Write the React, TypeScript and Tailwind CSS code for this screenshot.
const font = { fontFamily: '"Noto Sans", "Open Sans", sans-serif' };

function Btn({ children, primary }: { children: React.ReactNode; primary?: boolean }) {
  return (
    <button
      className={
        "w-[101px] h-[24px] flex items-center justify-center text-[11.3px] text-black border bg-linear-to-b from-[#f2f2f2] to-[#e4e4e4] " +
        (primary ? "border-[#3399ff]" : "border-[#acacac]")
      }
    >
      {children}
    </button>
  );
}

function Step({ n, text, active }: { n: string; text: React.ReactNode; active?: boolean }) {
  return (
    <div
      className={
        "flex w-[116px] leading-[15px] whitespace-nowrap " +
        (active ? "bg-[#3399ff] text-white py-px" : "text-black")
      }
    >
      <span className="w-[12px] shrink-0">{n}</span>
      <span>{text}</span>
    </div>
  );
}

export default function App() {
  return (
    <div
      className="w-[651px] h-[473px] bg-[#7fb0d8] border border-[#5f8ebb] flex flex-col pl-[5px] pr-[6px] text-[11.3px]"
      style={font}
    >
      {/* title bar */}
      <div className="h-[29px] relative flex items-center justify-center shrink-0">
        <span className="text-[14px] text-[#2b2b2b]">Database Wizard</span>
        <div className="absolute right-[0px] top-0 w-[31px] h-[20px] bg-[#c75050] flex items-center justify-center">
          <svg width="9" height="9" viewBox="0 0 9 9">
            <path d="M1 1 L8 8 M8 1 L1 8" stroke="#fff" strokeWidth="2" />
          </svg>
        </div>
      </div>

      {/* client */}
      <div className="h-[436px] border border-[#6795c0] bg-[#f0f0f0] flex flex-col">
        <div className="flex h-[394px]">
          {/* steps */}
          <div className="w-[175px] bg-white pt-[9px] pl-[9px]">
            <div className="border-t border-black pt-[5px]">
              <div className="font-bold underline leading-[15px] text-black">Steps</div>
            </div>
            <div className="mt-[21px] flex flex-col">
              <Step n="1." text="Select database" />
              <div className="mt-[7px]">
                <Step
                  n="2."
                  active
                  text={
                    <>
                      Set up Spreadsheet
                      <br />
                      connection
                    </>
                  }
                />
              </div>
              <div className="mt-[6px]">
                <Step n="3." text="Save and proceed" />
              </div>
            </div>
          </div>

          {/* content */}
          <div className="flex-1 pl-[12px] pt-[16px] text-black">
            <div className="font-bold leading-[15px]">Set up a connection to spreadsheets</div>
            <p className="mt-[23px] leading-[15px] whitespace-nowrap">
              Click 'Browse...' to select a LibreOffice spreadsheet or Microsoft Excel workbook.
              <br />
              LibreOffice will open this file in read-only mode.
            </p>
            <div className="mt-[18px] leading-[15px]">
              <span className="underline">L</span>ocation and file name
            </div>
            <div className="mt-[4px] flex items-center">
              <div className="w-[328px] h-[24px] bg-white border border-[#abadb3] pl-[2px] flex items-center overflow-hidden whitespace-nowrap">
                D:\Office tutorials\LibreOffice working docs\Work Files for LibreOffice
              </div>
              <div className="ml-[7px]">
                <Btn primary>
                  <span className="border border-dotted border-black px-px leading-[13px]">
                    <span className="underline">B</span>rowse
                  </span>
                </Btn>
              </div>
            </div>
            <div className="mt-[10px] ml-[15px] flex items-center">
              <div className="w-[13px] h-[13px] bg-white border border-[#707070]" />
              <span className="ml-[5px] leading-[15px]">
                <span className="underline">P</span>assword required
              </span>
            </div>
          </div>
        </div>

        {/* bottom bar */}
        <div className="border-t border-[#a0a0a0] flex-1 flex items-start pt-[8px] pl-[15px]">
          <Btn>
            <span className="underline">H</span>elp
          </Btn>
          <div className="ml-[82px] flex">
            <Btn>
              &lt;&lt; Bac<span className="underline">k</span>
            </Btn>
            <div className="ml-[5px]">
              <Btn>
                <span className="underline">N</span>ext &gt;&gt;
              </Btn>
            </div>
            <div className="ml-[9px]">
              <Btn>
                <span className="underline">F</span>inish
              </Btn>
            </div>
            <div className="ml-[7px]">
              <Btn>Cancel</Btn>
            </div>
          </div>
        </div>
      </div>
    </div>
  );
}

_ _ _ _

# [TASK BRIEF]
Filter the listing above for the string "React" and copy every matching line.

# [SOLUTION]
Write the React, TypeScript and Tailwind CSS code for this screenshot.
function Btn({ children, primary }: { children: React.ReactNode; primary?: boolean }) {
function Step({ n, text, active }: { n: string; text: React.ReactNode; active?: boolean }) {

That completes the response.